--- Begin SOURCE DATA ---

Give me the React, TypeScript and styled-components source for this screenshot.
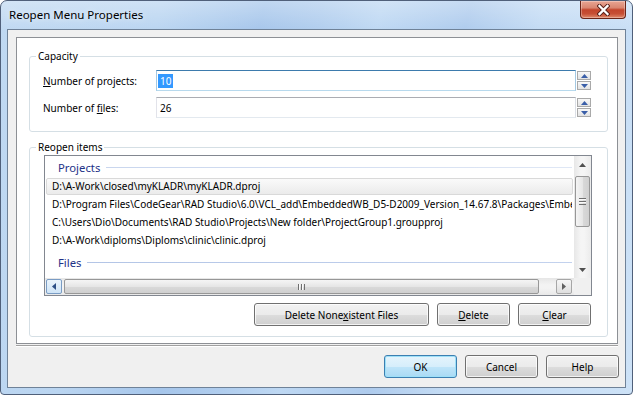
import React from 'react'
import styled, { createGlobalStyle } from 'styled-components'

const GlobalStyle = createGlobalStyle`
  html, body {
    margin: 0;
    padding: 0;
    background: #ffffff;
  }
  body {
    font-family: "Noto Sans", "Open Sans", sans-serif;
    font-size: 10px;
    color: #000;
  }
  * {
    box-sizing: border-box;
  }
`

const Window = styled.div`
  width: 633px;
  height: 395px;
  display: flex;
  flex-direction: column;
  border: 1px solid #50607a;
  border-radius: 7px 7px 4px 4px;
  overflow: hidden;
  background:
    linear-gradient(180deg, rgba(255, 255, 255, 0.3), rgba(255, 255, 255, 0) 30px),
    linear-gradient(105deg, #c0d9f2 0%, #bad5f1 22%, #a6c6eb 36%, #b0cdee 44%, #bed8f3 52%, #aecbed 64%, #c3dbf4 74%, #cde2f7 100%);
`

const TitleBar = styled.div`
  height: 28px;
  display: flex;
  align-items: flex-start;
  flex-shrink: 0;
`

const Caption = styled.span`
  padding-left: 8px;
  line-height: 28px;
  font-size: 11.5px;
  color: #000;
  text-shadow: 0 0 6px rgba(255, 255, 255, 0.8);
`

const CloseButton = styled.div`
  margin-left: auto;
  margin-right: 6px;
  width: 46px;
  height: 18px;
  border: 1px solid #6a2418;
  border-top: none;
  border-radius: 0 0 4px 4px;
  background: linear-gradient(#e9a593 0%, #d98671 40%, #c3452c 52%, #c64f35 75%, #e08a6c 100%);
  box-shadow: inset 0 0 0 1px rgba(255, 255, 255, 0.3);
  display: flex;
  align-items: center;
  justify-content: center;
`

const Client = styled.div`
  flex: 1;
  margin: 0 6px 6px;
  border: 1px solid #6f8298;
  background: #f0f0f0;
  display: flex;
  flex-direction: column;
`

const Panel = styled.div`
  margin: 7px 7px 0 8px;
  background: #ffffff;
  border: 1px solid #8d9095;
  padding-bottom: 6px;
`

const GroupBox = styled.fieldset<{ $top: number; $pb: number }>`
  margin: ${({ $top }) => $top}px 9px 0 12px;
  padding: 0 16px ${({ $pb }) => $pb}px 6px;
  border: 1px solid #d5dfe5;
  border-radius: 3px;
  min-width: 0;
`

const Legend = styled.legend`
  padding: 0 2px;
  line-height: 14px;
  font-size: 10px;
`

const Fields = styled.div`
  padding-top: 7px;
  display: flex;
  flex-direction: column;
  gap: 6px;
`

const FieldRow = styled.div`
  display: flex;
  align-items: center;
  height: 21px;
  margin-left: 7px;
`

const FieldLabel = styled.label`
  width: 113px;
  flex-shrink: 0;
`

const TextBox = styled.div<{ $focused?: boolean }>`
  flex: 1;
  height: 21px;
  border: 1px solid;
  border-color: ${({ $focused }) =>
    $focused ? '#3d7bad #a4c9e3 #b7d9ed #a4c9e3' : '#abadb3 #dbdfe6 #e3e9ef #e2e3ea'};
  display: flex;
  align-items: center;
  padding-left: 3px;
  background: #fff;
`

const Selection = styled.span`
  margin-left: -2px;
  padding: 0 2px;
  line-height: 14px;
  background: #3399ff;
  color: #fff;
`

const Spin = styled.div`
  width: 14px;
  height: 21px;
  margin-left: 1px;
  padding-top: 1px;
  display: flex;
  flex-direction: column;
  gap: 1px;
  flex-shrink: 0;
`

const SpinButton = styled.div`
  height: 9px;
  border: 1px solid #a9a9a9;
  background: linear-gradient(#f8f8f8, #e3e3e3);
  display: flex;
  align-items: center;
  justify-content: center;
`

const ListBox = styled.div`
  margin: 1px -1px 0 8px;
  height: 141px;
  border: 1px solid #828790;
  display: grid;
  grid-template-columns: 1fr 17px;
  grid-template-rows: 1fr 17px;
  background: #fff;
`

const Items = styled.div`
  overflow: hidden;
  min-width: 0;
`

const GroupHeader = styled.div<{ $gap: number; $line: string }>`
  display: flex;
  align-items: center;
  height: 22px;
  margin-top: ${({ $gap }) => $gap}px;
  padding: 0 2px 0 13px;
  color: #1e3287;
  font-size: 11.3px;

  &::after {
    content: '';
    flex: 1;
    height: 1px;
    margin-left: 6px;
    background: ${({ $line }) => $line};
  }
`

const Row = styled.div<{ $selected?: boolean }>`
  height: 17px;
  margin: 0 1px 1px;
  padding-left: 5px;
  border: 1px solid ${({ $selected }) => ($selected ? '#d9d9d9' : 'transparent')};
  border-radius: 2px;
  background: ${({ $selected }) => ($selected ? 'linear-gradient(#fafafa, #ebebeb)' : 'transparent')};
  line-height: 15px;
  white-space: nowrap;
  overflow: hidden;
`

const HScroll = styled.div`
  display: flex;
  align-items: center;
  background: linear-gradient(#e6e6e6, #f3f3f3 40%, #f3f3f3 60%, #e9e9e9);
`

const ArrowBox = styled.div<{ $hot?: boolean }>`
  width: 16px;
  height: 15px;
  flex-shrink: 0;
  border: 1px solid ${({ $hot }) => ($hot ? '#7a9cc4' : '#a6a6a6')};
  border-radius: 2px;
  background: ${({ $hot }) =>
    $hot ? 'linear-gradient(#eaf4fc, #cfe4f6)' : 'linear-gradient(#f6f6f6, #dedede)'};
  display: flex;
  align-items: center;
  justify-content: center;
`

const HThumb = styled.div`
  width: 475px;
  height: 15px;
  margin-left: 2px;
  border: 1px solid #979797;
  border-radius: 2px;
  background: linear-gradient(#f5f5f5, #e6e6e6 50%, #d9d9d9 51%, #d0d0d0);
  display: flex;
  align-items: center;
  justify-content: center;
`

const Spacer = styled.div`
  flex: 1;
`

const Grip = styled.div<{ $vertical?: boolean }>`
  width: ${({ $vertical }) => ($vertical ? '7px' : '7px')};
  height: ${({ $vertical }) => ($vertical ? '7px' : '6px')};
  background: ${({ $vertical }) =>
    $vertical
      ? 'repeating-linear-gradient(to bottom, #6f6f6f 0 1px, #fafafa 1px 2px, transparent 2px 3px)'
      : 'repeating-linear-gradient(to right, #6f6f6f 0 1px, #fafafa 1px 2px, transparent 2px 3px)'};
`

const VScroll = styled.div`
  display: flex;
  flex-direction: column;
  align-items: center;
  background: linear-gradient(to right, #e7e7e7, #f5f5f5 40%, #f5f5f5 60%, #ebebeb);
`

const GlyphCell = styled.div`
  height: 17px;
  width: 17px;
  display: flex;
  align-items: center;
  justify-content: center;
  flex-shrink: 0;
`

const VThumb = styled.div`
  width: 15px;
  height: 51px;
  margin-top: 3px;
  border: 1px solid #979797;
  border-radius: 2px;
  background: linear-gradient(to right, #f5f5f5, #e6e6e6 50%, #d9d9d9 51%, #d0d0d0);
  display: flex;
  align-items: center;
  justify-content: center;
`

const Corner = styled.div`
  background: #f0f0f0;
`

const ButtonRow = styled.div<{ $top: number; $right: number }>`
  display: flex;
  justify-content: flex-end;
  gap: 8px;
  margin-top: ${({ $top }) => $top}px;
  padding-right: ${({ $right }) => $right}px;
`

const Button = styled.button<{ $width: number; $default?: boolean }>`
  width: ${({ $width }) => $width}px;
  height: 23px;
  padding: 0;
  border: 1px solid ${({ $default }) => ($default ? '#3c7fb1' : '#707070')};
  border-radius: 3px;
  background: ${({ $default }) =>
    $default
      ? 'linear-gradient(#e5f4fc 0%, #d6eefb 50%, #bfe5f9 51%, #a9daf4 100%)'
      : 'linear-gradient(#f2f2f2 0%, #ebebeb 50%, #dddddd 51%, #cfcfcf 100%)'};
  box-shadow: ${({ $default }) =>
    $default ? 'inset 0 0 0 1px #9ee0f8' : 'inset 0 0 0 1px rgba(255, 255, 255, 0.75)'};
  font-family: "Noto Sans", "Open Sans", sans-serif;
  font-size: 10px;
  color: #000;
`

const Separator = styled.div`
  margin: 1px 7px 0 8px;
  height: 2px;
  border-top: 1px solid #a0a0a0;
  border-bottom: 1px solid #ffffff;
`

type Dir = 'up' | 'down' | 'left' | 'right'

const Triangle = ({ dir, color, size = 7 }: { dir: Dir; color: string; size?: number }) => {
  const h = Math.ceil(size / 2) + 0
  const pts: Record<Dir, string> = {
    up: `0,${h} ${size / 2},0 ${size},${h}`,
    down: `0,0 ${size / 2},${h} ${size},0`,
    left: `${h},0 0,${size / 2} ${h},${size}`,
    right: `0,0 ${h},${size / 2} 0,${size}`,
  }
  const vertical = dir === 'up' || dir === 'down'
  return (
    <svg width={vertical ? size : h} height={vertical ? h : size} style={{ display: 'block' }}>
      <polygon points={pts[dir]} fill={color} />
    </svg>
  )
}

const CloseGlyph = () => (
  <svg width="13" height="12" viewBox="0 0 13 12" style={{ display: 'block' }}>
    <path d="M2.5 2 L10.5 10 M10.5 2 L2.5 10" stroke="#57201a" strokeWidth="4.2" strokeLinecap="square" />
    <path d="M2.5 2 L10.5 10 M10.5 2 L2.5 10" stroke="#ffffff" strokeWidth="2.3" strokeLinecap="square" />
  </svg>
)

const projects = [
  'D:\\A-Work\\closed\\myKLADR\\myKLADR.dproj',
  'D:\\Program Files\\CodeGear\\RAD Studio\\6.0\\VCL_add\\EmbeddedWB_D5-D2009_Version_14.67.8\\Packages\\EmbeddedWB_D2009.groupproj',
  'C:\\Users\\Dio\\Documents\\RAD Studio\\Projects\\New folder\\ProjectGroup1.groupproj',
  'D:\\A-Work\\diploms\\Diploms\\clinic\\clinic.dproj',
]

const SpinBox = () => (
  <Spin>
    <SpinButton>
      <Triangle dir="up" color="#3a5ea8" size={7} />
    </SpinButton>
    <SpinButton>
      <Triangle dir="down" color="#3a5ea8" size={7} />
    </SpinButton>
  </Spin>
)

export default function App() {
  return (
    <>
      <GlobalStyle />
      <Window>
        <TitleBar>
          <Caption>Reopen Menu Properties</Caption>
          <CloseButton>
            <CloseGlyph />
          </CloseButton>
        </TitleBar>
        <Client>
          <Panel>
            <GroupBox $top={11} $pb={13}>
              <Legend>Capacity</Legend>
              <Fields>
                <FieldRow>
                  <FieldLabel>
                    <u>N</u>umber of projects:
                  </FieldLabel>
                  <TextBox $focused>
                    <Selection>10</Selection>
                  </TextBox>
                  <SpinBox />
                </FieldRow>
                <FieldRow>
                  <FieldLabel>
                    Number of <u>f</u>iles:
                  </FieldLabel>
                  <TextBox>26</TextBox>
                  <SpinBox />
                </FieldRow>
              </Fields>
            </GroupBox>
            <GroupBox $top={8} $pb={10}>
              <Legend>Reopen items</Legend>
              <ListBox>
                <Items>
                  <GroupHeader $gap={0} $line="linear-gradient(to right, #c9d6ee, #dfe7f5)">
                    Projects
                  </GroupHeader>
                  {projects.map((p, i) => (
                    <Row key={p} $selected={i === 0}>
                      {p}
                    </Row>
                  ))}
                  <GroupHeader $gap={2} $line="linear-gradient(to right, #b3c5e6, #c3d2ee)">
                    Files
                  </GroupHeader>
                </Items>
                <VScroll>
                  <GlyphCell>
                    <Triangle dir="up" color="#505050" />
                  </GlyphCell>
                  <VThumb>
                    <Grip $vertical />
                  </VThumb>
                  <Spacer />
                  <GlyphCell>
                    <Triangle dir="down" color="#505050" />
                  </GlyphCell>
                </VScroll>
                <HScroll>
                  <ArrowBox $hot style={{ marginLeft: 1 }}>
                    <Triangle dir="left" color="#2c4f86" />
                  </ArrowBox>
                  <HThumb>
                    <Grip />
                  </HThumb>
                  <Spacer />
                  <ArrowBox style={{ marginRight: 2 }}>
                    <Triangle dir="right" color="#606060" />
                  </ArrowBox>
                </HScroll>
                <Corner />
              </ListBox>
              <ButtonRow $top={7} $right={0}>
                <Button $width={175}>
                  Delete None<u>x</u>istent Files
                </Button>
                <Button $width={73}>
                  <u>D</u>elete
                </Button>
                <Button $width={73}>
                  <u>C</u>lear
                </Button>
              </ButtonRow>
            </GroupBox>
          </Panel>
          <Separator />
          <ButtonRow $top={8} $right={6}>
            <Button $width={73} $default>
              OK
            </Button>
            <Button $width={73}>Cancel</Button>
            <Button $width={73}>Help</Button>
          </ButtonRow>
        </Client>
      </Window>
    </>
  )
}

--- End SOURCE DATA ---

DIRECTION. From the listing above, report the number of lines containing the string "components", without any accompanying remarks.

ANSWER FOR THE TASK. 2